Let $R$ be a commutative ring, $P \in M_n(R)$ and $\det(P)$ is a zero divisor of $R$. Must $P$ be a zero divisor of $M_n(R)$?
Here rings mean unital rings, $M_n(R)$ denotes the ring of square matrices over $R$ of order $n$, and zero divisor is understood to be nonzero. The difficulty lies in that the adjugate matrix of $P$ may well be $0$.
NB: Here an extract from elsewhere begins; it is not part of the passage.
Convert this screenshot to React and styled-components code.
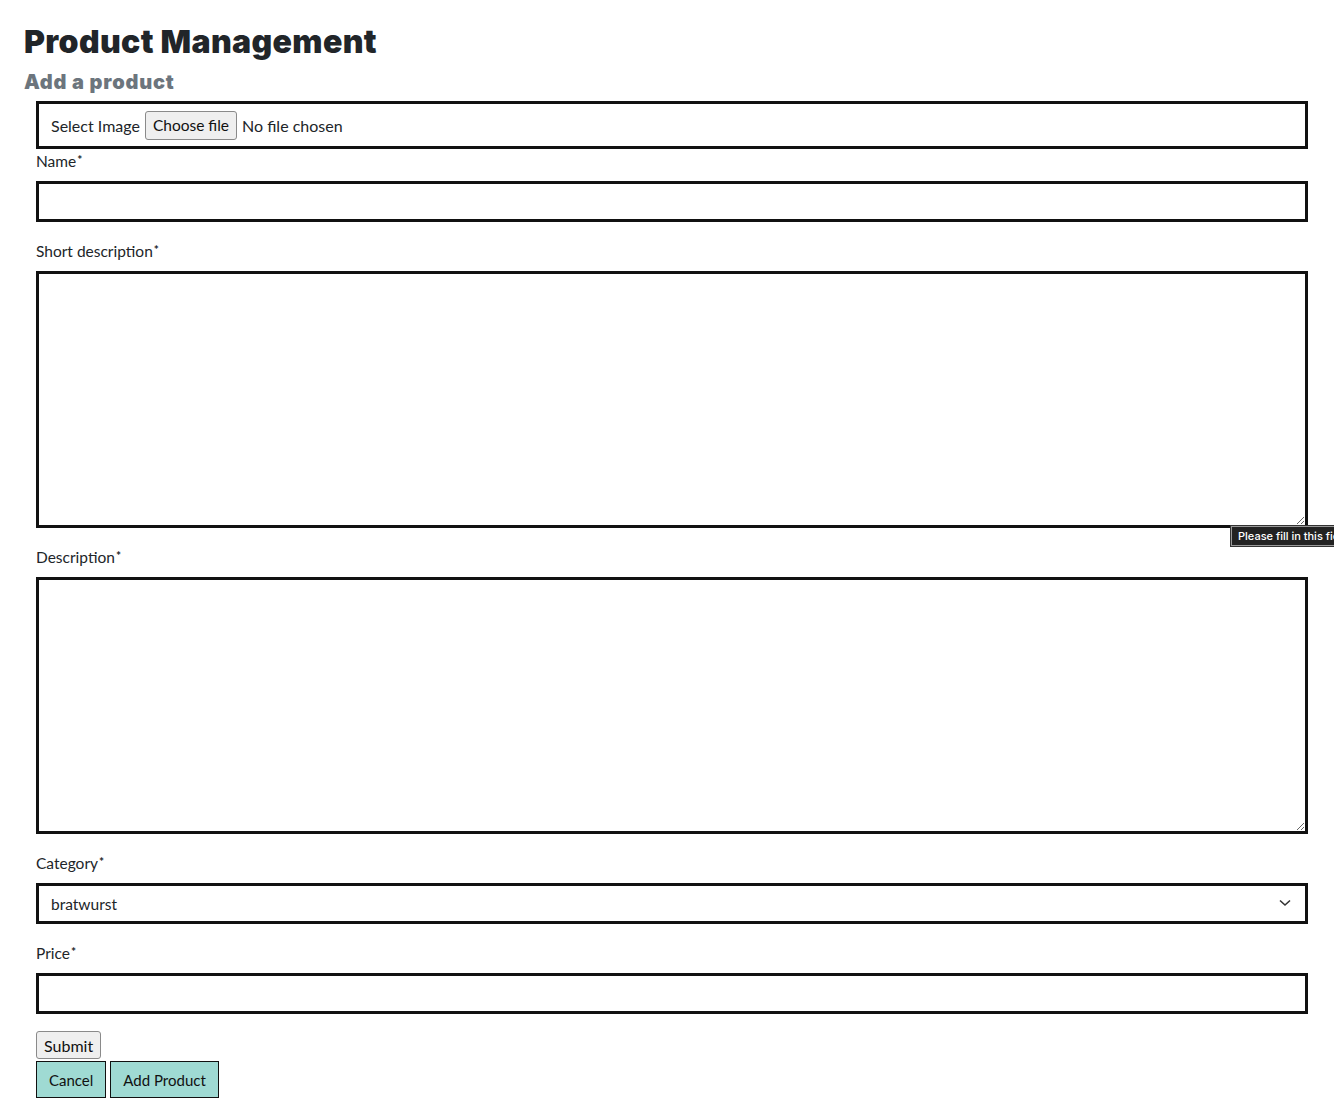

The answer is yes. First notice that it suffices to find a vector $x\neq 0$ with $Px=0$, because then the square matrix $Q$ formed by taking all of its columns to be $x$ will satisfy $PQ=0$ with $Q\neq 0$. The existence of such an $x$ is guaranteed precisely under the hypothesis of your question: See the answer at necessary and sufficient condition for trivial kernel of a matrix over a commutative ring:
A system of linear equations Ax=0 with a square n×n matrix A over a commutative ring R has a non-trivial solution if and only if its determinant (its only minor of dimension n) is annihilated by some non-zero element of R, that is, if its determinant is a zero divisor or zero.
By McCoy's theorem, the endomorphism associated to $P$ is injective if and only if $\det P$ is a non-zero divisor. Thus if $\det P$ is a zero divisor, $K=\ker P\neq\{0\}$. Consider the matrix $A$ of the projection onto $K$. Then $PA=0$.
Hint: Assume $a\det P=0$ with $a\ne 0$. Let $Q=\operatorname{diag}(a,1,\ldots,1)$. Then $\det(PQ)=0$.